#### [REQUEST]
Return exactly, and only, the lines from the one holding "Reproduce this screenshot" through the one holding "import React from", both included; the pictures stay out.

■ ■ ■ ■ ■

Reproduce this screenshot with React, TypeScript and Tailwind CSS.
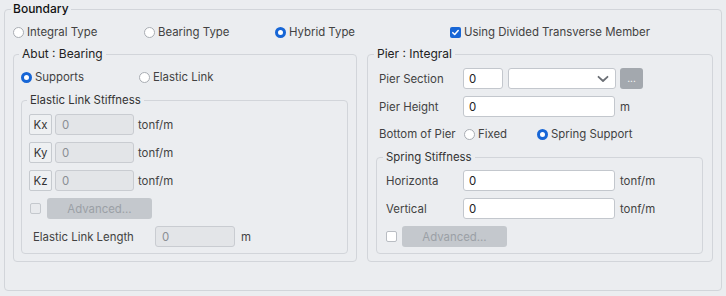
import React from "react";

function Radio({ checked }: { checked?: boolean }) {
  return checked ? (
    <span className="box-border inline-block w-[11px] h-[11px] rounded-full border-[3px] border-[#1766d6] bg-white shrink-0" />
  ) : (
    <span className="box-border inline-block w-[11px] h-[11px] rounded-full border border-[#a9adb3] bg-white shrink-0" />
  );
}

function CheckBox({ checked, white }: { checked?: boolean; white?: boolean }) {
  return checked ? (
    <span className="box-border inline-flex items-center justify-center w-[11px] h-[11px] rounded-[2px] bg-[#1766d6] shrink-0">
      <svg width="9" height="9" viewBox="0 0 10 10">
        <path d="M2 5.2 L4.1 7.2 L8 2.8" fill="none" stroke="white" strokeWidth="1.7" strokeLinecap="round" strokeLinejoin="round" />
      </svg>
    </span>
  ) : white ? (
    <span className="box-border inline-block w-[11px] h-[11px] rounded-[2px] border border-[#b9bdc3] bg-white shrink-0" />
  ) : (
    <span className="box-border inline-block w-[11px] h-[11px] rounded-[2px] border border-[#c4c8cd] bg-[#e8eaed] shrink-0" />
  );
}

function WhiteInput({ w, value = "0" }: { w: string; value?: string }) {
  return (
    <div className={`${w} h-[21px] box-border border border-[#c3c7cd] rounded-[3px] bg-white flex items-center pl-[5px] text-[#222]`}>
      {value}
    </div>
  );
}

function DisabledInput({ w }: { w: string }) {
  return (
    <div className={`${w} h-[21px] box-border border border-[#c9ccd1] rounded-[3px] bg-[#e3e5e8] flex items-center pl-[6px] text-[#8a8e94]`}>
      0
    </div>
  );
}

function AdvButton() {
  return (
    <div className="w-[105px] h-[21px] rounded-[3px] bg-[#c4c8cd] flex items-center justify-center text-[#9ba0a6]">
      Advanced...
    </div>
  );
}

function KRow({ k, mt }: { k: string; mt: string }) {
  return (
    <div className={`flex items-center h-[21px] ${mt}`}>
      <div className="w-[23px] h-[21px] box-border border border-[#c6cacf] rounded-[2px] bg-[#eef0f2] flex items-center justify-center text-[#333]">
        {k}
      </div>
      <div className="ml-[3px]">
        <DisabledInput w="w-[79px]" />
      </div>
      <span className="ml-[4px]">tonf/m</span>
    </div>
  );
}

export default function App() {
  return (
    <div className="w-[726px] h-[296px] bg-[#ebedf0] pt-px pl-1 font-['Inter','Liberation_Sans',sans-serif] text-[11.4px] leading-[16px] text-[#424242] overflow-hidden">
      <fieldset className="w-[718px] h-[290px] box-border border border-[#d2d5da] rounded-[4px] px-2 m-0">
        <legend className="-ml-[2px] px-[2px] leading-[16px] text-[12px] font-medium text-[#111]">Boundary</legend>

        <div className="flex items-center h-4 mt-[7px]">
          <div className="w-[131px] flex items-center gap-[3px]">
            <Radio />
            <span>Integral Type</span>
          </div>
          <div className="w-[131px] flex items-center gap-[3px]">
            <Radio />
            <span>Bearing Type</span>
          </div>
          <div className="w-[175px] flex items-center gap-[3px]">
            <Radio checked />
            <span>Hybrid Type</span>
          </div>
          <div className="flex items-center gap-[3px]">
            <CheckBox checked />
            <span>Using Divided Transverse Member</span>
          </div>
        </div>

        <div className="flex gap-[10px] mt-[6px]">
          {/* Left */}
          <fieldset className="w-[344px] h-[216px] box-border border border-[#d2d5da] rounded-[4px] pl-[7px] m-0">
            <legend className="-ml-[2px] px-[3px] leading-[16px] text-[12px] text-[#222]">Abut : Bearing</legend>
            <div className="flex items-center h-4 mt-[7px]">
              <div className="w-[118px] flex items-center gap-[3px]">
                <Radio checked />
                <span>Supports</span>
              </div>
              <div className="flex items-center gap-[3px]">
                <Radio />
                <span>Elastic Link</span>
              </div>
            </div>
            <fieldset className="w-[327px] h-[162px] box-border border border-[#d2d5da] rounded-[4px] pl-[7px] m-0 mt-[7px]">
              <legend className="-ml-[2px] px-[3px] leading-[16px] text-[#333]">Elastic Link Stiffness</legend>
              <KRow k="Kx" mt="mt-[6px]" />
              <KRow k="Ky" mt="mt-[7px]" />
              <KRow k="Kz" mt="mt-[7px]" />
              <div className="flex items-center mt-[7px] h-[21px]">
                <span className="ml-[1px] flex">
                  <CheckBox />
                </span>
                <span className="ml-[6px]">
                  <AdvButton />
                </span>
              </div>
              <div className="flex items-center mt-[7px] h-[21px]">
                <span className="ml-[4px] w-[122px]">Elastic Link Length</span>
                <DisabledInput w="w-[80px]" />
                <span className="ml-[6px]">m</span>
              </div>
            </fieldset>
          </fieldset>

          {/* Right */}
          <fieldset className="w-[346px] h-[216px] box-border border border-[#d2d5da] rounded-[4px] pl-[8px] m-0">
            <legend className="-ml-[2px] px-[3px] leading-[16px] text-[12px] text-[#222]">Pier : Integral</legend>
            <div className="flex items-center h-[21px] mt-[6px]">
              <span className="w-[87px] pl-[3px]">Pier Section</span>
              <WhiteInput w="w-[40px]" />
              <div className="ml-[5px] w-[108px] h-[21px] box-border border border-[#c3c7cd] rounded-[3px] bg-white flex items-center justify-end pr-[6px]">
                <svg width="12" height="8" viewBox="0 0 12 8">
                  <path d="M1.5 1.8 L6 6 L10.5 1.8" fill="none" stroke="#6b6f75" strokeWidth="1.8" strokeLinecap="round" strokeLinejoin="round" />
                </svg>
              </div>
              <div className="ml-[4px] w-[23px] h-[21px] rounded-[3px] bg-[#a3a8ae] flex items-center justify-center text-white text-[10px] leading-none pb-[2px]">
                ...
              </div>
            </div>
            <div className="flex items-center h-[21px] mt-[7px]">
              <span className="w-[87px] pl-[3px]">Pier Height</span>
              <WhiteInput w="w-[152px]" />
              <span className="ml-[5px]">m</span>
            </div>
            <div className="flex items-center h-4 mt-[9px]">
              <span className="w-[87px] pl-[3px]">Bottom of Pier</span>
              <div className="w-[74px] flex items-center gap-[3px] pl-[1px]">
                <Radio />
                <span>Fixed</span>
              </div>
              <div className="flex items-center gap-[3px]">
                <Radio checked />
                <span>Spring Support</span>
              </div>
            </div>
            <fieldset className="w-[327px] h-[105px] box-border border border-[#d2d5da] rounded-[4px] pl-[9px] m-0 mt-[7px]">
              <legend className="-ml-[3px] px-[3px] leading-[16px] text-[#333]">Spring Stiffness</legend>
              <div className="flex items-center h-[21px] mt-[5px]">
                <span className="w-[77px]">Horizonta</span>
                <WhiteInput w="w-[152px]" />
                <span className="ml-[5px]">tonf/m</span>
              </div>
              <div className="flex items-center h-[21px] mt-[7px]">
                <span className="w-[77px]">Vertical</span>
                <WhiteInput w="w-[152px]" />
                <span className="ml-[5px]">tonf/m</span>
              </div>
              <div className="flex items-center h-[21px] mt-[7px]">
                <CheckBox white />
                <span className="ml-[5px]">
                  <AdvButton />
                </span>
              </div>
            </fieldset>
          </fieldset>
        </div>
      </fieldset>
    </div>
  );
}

■ ■ ■ ■ ■

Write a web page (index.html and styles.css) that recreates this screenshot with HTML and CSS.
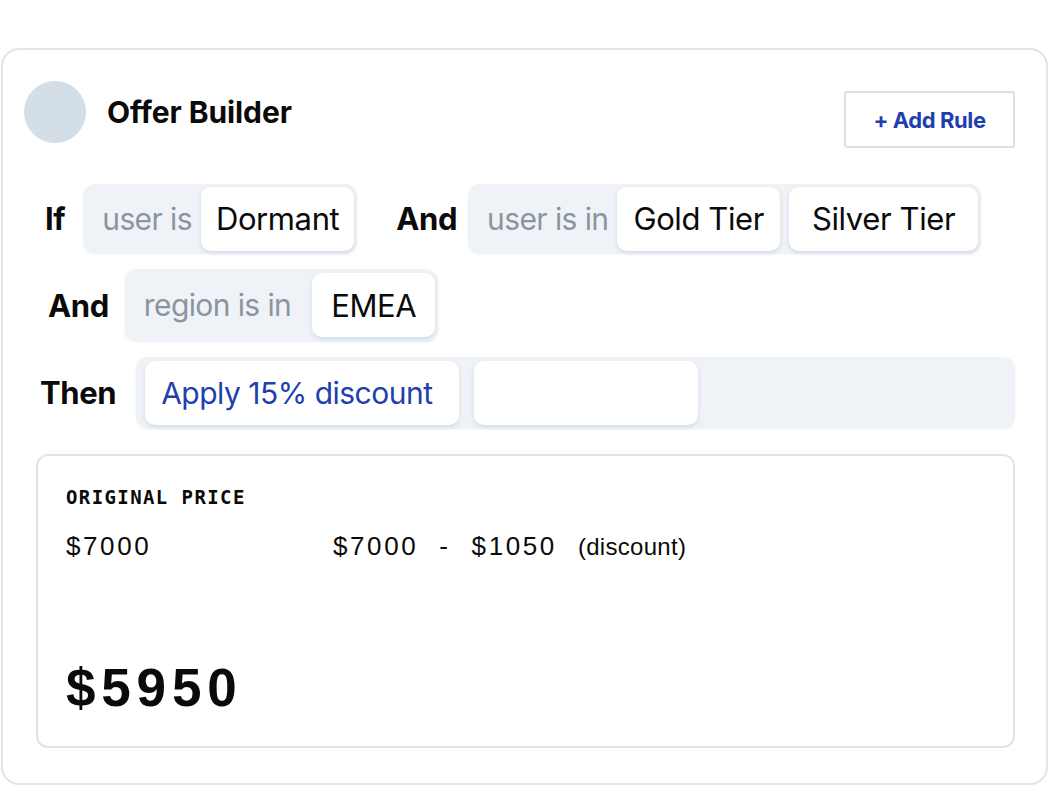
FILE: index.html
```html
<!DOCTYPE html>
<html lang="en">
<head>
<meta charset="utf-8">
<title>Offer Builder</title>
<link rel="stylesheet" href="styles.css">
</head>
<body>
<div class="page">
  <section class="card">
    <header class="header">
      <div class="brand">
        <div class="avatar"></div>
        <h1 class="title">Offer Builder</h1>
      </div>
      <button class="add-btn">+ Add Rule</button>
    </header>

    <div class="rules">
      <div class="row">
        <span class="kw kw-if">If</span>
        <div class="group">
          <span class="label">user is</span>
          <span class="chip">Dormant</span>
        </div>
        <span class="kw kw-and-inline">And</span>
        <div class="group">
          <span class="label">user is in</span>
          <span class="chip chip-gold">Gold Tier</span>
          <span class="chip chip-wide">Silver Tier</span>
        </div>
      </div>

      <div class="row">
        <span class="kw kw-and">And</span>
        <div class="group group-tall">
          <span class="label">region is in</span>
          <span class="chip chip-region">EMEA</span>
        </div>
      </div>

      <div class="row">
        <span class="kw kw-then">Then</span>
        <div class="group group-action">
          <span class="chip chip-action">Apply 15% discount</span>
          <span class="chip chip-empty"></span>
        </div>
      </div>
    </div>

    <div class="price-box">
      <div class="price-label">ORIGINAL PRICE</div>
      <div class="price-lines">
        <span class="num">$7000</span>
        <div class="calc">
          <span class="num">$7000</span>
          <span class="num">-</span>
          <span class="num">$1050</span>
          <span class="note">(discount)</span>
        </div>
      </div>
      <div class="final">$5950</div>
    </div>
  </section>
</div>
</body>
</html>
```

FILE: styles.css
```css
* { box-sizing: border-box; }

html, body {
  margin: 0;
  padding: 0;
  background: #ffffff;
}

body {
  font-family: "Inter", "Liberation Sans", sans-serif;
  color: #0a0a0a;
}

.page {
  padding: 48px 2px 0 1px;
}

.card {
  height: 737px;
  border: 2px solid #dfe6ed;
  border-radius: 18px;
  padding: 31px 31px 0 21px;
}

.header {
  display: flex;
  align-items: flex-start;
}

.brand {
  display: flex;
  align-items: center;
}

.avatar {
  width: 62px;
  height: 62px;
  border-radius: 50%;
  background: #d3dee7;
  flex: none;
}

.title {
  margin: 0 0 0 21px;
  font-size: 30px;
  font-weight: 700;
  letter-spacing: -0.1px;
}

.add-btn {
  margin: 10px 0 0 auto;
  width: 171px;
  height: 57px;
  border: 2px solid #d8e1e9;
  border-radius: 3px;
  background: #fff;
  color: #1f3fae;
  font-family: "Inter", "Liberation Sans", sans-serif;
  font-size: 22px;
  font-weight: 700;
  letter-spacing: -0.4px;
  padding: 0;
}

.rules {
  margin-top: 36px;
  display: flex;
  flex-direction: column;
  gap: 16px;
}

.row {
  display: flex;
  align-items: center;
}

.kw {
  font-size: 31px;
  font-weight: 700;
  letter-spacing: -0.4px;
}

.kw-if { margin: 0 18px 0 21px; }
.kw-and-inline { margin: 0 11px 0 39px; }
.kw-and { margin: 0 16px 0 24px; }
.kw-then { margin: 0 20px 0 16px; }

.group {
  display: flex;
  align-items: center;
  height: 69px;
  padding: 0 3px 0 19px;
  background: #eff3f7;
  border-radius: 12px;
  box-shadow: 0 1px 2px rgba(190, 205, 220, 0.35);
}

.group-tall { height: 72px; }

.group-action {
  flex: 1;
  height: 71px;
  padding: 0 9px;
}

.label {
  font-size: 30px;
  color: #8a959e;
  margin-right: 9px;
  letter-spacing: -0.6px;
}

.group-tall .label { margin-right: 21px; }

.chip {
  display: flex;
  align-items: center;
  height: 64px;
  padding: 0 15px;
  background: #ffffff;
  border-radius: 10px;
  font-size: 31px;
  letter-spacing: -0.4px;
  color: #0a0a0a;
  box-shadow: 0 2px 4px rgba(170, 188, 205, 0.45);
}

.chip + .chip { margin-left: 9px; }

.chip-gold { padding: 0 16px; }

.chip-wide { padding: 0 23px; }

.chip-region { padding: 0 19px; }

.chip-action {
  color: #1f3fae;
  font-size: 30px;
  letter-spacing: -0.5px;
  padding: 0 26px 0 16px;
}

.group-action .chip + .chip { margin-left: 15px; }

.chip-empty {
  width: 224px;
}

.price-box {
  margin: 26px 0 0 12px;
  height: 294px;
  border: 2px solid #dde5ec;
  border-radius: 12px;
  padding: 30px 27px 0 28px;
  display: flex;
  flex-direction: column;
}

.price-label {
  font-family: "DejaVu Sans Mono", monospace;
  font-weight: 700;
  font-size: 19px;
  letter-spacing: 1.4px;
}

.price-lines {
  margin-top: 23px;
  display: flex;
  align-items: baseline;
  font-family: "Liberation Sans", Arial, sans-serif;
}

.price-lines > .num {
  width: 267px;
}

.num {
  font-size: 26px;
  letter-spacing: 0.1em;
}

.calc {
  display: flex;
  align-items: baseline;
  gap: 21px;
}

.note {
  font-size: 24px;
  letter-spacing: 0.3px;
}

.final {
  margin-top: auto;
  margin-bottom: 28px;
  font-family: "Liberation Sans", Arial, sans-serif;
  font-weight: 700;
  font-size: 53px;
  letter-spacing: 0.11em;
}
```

■ ■ ■ ■ ■

#### [RESPONSE TO THIS TASK]
Reproduce this screenshot with React, TypeScript and Tailwind CSS.
import React from "react";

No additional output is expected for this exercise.